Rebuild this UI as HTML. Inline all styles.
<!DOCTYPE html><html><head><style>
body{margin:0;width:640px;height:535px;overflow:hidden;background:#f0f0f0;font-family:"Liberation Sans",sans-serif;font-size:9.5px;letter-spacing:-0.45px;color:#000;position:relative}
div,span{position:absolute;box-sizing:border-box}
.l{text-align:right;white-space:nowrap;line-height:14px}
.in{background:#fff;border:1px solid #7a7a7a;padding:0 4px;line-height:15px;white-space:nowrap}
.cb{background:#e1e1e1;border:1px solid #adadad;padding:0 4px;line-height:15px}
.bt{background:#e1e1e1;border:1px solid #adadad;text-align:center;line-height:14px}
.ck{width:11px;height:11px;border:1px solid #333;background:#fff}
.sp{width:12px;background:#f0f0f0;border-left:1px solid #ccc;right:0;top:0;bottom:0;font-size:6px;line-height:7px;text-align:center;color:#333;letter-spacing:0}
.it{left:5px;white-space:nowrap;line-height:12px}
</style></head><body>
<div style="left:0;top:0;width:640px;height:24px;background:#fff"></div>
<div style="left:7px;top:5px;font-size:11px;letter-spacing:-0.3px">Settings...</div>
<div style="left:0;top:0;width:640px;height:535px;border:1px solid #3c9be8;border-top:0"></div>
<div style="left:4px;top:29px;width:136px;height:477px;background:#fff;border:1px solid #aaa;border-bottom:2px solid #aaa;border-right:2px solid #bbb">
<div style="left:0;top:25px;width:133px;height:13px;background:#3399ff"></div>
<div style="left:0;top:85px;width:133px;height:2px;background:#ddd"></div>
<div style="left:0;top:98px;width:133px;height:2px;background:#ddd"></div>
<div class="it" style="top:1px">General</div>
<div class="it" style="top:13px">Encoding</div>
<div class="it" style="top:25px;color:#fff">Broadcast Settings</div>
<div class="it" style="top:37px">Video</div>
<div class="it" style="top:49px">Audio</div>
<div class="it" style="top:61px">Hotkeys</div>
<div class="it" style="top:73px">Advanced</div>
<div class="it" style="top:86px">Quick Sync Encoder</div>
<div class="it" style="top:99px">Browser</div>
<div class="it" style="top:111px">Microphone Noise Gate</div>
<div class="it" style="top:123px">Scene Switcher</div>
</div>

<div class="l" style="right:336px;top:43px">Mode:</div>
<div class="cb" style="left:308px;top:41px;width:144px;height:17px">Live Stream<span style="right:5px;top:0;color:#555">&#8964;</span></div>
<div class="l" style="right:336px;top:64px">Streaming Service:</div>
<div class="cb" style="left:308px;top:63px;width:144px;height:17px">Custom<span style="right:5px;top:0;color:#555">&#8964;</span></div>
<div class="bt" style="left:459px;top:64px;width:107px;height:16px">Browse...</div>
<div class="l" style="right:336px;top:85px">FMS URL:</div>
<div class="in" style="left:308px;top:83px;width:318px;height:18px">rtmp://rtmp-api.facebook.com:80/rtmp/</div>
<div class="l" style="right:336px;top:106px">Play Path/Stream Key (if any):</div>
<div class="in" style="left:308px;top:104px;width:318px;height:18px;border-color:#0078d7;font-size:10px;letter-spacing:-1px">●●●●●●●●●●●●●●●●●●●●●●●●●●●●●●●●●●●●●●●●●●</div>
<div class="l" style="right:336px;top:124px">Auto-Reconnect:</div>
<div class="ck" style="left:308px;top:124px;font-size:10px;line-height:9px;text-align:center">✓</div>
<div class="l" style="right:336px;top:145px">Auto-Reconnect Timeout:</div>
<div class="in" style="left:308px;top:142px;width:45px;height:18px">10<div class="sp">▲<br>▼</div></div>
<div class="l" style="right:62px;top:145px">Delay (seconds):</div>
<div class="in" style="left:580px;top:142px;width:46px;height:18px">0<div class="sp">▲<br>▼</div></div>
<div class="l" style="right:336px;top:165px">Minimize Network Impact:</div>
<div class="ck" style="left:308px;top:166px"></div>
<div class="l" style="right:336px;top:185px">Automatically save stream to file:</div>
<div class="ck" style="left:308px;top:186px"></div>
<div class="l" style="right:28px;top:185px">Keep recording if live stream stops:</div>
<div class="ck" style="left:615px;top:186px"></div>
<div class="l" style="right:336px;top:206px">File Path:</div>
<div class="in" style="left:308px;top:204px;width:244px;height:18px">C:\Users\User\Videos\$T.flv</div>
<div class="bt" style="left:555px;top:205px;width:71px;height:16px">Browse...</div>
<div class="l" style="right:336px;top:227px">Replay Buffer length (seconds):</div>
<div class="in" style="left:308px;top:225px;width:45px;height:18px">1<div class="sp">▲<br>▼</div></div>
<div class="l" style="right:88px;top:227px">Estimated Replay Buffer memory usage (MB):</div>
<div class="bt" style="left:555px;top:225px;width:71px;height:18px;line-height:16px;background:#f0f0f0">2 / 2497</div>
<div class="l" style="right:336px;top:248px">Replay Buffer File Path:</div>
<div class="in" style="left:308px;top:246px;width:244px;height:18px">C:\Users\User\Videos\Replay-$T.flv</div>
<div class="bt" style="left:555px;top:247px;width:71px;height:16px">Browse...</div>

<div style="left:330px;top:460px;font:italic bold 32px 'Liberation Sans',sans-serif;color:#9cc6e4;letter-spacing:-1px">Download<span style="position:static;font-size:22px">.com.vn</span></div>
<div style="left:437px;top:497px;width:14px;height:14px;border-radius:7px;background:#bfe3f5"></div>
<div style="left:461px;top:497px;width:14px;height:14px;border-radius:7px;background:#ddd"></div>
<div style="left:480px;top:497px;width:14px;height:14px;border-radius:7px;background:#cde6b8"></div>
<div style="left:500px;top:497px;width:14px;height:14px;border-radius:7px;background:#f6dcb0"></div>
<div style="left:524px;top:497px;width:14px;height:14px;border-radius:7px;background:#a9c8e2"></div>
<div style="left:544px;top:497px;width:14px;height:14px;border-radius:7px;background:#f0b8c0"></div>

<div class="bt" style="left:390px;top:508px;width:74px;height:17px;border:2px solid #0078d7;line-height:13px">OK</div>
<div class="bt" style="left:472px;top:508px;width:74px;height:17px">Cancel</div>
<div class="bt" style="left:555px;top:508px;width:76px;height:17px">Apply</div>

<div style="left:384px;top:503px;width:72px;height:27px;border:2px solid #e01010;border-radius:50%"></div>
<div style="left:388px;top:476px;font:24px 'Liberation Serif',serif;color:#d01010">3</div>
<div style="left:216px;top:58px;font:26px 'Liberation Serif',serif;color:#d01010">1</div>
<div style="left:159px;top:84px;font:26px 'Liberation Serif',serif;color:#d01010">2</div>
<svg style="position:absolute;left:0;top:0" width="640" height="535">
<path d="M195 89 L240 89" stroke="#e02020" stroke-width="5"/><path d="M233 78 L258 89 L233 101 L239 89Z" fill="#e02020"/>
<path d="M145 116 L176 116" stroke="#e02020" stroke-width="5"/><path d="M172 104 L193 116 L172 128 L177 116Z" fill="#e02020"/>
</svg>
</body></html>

○ ○ ○ ○ ○

• What the task requires:
Repeat the data in its entirety, character for character.

• Exercise answer:
Rebuild this UI as HTML. Inline all styles.
<!DOCTYPE html><html><head><style>
body{margin:0;width:640px;height:535px;overflow:hidden;background:#f0f0f0;font-family:"Liberation Sans",sans-serif;font-size:9.5px;letter-spacing:-0.45px;color:#000;position:relative}
div,span{position:absolute;box-sizing:border-box}
.l{text-align:right;white-space:nowrap;line-height:14px}
.in{background:#fff;border:1px solid #7a7a7a;padding:0 4px;line-height:15px;white-space:nowrap}
.cb{background:#e1e1e1;border:1px solid #adadad;padding:0 4px;line-height:15px}
.bt{background:#e1e1e1;border:1px solid #adadad;text-align:center;line-height:14px}
.ck{width:11px;height:11px;border:1px solid #333;background:#fff}
.sp{width:12px;background:#f0f0f0;border-left:1px solid #ccc;right:0;top:0;bottom:0;font-size:6px;line-height:7px;text-align:center;color:#333;letter-spacing:0}
.it{left:5px;white-space:nowrap;line-height:12px}
</style></head><body>
<div style="left:0;top:0;width:640px;height:24px;background:#fff"></div>
<div style="left:7px;top:5px;font-size:11px;letter-spacing:-0.3px">Settings...</div>
<div style="left:0;top:0;width:640px;height:535px;border:1px solid #3c9be8;border-top:0"></div>
<div style="left:4px;top:29px;width:136px;height:477px;background:#fff;border:1px solid #aaa;border-bottom:2px solid #aaa;border-right:2px solid #bbb">
<div style="left:0;top:25px;width:133px;height:13px;background:#3399ff"></div>
<div style="left:0;top:85px;width:133px;height:2px;background:#ddd"></div>
<div style="left:0;top:98px;width:133px;height:2px;background:#ddd"></div>
<div class="it" style="top:1px">General</div>
<div class="it" style="top:13px">Encoding</div>
<div class="it" style="top:25px;color:#fff">Broadcast Settings</div>
<div class="it" style="top:37px">Video</div>
<div class="it" style="top:49px">Audio</div>
<div class="it" style="top:61px">Hotkeys</div>
<div class="it" style="top:73px">Advanced</div>
<div class="it" style="top:86px">Quick Sync Encoder</div>
<div class="it" style="top:99px">Browser</div>
<div class="it" style="top:111px">Microphone Noise Gate</div>
<div class="it" style="top:123px">Scene Switcher</div>
</div>

<div class="l" style="right:336px;top:43px">Mode:</div>
<div class="cb" style="left:308px;top:41px;width:144px;height:17px">Live Stream<span style="right:5px;top:0;color:#555">&#8964;</span></div>
<div class="l" style="right:336px;top:64px">Streaming Service:</div>
<div class="cb" style="left:308px;top:63px;width:144px;height:17px">Custom<span style="right:5px;top:0;color:#555">&#8964;</span></div>
<div class="bt" style="left:459px;top:64px;width:107px;height:16px">Browse...</div>
<div class="l" style="right:336px;top:85px">FMS URL:</div>
<div class="in" style="left:308px;top:83px;width:318px;height:18px">rtmp://rtmp-api.facebook.com:80/rtmp/</div>
<div class="l" style="right:336px;top:106px">Play Path/Stream Key (if any):</div>
<div class="in" style="left:308px;top:104px;width:318px;height:18px;border-color:#0078d7;font-size:10px;letter-spacing:-1px">●●●●●●●●●●●●●●●●●●●●●●●●●●●●●●●●●●●●●●●●●●</div>
<div class="l" style="right:336px;top:124px">Auto-Reconnect:</div>
<div class="ck" style="left:308px;top:124px;font-size:10px;line-height:9px;text-align:center">✓</div>
<div class="l" style="right:336px;top:145px">Auto-Reconnect Timeout:</div>
<div class="in" style="left:308px;top:142px;width:45px;height:18px">10<div class="sp">▲<br>▼</div></div>
<div class="l" style="right:62px;top:145px">Delay (seconds):</div>
<div class="in" style="left:580px;top:142px;width:46px;height:18px">0<div class="sp">▲<br>▼</div></div>
<div class="l" style="right:336px;top:165px">Minimize Network Impact:</div>
<div class="ck" style="left:308px;top:166px"></div>
<div class="l" style="right:336px;top:185px">Automatically save stream to file:</div>
<div class="ck" style="left:308px;top:186px"></div>
<div class="l" style="right:28px;top:185px">Keep recording if live stream stops:</div>
<div class="ck" style="left:615px;top:186px"></div>
<div class="l" style="right:336px;top:206px">File Path:</div>
<div class="in" style="left:308px;top:204px;width:244px;height:18px">C:\Users\User\Videos\$T.flv</div>
<div class="bt" style="left:555px;top:205px;width:71px;height:16px">Browse...</div>
<div class="l" style="right:336px;top:227px">Replay Buffer length (seconds):</div>
<div class="in" style="left:308px;top:225px;width:45px;height:18px">1<div class="sp">▲<br>▼</div></div>
<div class="l" style="right:88px;top:227px">Estimated Replay Buffer memory usage (MB):</div>
<div class="bt" style="left:555px;top:225px;width:71px;height:18px;line-height:16px;background:#f0f0f0">2 / 2497</div>
<div class="l" style="right:336px;top:248px">Replay Buffer File Path:</div>
<div class="in" style="left:308px;top:246px;width:244px;height:18px">C:\Users\User\Videos\Replay-$T.flv</div>
<div class="bt" style="left:555px;top:247px;width:71px;height:16px">Browse...</div>

<div style="left:330px;top:460px;font:italic bold 32px 'Liberation Sans',sans-serif;color:#9cc6e4;letter-spacing:-1px">Download<span style="position:static;font-size:22px">.com.vn</span></div>
<div style="left:437px;top:497px;width:14px;height:14px;border-radius:7px;background:#bfe3f5"></div>
<div style="left:461px;top:497px;width:14px;height:14px;border-radius:7px;background:#ddd"></div>
<div style="left:480px;top:497px;width:14px;height:14px;border-radius:7px;background:#cde6b8"></div>
<div style="left:500px;top:497px;width:14px;height:14px;border-radius:7px;background:#f6dcb0"></div>
<div style="left:524px;top:497px;width:14px;height:14px;border-radius:7px;background:#a9c8e2"></div>
<div style="left:544px;top:497px;width:14px;height:14px;border-radius:7px;background:#f0b8c0"></div>

<div class="bt" style="left:390px;top:508px;width:74px;height:17px;border:2px solid #0078d7;line-height:13px">OK</div>
<div class="bt" style="left:472px;top:508px;width:74px;height:17px">Cancel</div>
<div class="bt" style="left:555px;top:508px;width:76px;height:17px">Apply</div>

<div style="left:384px;top:503px;width:72px;height:27px;border:2px solid #e01010;border-radius:50%"></div>
<div style="left:388px;top:476px;font:24px 'Liberation Serif',serif;color:#d01010">3</div>
<div style="left:216px;top:58px;font:26px 'Liberation Serif',serif;color:#d01010">1</div>
<div style="left:159px;top:84px;font:26px 'Liberation Serif',serif;color:#d01010">2</div>
<svg style="position:absolute;left:0;top:0" width="640" height="535">
<path d="M195 89 L240 89" stroke="#e02020" stroke-width="5"/><path d="M233 78 L258 89 L233 101 L239 89Z" fill="#e02020"/>
<path d="M145 116 L176 116" stroke="#e02020" stroke-width="5"/><path d="M172 104 L193 116 L172 128 L177 116Z" fill="#e02020"/>
</svg>
</body></html>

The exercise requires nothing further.